I’d felt like a giant asshole, finally seeing how much stress she’d been under. I said I’d come back until we figured out what was next for Dad. In that moment, I only wanted to comfort my sister and pick up my share of the burden. Maybe I’d thought there was some kind of protocol for how to deal with something like this and that I’d only be here a few weeks while we put a plan in place.
Erica had straightened me out when I got back to Vancouver. She knew what I was in for better than I did. Sure, there was a protocol and a process—one that would go on for years. We’d have to make thousands of decisions, and they were all going to suck.
Before Christmas, she’d agreed to marry me and we’d talked about trying to start a family once we were married. But she wasn’t prepared to quit her very good job, move to the Island, and help me care for a parent whose needs were only going to grow more complex.
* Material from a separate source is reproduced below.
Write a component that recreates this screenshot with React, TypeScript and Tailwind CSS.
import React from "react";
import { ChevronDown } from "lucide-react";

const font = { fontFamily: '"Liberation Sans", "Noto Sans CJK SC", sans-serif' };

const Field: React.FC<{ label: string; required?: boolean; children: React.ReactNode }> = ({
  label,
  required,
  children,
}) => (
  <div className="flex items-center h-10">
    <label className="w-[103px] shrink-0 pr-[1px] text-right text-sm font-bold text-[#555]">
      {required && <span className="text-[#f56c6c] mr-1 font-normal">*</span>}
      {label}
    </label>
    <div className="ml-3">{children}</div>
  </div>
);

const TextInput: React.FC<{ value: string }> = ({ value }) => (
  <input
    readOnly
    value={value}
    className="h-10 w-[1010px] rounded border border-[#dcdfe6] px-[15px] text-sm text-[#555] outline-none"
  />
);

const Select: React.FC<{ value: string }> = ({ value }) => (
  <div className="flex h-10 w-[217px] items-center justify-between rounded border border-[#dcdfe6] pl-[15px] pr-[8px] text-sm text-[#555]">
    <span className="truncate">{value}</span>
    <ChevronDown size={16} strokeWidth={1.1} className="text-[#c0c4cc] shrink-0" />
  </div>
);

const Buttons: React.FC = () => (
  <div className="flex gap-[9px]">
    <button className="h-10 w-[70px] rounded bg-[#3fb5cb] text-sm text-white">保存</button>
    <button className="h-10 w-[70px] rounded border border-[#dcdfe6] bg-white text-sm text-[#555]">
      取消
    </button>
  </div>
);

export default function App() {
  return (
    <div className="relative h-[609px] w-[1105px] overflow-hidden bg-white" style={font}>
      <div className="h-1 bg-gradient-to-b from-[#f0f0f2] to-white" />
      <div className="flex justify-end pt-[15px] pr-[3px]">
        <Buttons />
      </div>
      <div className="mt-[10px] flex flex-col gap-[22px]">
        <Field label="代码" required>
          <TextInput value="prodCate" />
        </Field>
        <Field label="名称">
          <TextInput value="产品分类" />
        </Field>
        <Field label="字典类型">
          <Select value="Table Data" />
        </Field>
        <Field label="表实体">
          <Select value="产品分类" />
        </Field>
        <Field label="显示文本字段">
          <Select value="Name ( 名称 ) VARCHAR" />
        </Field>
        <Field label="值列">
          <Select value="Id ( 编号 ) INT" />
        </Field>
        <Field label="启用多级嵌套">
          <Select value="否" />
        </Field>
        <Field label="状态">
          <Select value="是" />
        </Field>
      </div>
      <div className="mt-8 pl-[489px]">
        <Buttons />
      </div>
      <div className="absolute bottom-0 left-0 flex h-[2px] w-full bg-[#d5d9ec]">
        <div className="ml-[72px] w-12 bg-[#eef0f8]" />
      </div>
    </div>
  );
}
Fresh off seeing Zara’s exhaustion from trying to juggle that with a family of her own, I couldn’t blame Ric for dumping me—but I couldn’t ignore what was happening here either.
We agreed to split, but here was my sister trying to buy a ticket for a guilt trip because Erica and I hadn’t fought harder for our relationship.
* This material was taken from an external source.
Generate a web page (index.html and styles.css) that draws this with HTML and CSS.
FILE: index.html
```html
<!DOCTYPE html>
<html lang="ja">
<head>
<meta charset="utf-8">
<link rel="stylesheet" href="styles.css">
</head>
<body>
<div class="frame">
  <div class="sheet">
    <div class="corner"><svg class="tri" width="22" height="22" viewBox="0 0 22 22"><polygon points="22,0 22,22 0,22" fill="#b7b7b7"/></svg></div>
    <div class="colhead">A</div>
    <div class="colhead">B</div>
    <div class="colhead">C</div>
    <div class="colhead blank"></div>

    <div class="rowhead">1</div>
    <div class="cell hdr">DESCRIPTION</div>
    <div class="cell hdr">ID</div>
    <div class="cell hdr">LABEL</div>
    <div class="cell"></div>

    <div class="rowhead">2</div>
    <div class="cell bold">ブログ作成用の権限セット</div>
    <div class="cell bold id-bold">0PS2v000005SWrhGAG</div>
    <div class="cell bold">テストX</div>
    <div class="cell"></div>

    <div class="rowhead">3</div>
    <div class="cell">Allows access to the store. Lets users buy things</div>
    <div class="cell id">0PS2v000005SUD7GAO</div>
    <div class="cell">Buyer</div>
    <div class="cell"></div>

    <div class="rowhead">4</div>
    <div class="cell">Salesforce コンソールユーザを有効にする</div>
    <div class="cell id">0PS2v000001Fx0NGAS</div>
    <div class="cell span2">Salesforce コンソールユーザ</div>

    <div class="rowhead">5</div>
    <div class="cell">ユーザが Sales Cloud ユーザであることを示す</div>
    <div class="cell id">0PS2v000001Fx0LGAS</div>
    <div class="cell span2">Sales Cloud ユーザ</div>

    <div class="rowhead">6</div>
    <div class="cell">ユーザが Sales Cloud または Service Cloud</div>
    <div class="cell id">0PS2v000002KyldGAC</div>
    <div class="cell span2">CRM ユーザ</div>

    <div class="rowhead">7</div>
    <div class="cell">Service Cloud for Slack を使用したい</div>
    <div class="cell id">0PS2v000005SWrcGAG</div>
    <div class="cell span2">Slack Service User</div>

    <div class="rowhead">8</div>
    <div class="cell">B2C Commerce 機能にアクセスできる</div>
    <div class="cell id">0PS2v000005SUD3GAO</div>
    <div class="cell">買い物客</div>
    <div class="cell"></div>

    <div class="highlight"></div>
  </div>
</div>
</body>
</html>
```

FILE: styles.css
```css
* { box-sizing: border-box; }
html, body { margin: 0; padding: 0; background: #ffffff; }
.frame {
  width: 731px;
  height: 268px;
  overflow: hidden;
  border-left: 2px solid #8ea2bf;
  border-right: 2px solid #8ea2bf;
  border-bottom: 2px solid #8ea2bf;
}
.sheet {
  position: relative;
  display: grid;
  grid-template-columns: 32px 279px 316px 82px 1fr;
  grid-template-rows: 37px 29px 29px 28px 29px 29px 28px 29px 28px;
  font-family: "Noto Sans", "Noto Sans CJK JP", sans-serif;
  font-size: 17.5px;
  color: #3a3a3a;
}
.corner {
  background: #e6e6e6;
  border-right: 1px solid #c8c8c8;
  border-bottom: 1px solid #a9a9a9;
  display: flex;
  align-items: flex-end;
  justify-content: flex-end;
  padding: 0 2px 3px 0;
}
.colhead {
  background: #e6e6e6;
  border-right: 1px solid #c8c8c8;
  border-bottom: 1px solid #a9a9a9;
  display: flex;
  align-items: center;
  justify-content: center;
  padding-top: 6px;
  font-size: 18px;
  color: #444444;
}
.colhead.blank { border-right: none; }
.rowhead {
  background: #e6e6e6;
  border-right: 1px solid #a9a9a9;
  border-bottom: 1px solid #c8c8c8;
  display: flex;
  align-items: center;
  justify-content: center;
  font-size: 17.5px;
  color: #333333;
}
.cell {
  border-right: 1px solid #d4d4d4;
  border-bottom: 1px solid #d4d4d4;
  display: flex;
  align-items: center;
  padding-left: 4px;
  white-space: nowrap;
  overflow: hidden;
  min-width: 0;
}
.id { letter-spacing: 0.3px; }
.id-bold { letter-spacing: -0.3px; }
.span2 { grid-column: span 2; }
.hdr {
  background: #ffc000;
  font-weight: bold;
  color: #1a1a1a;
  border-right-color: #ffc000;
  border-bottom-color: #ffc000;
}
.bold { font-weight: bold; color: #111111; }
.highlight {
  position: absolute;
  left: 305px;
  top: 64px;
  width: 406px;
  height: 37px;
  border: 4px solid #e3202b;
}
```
“You want me to go back to Vancouver and patch things up with her?” I asked.
“No,” she said glumly. “But you seem really bummed lately.”
I snorted and waved toward the living room. What did she expect?
“I know, but…”
“It is what it is. Let it go.”
Breakups sucked, and my feelings were hurt, but I didn’t regret being here.
There should be an app—like dating. Swipe right if you’re into diseases of the ear, nose, and throat.
“I have to get Jade,” Zara said, snapping me back to reality.
She went in to drop a hug across Dad’s shoulders, then came back to shoot her arms into her jacket while kicking into her boots.
“Next Thursday is book club. I’ll see if they want to swing by the sex shop on our way to dinner. Could be fun.”
I nodded, grateful. If she came by, she could sit with Dad for a few minutes and give me a chance to chat with Meg again.
Chapter 10
Meg
Roddie had texted me that he had a quiz to study for and a basketball game Friday night but promised to call me over the weekend.
When he decided to live with Joel, it had been about staying closer to his friends and his high school, which he liked for its music program.
I told Roddie I understood, but I still wavered between guilt and bitterness.
I’m that hypocrite who complains about becoming a mother too young but still gets upset that my son chose to live with his dad, leaving a gaping hole in my identity. I envy my daughter for being single and thriving in the carefree college life I never had—but I haven’t figured out how to enjoy being single myself.
I could have fought Joel for the house in Rosedale, and Roddie probably would have stayed with me there. But Joel had a baby on the way. I was happy to downsize into a North York condo near the university, in case Roddie decided to study there. Also, Joel had screwed Wanda in our bed while I was helping Mom with probate. That soured any lingering sentiment I felt toward our home, so I let him buy me out.
The only thing I regretted about my current decision was leaving Roddie again. I’d already missed too much of his life. Big things. Roddie was fourteen, and I hadn’t guessed he was gay until he told me and Joel right before school started in September.
I was still furious with myself for not realizing it sooner, but between Dad, the divorce, and returning to the office full-time, I’d been phoning in my parenting for at least three years.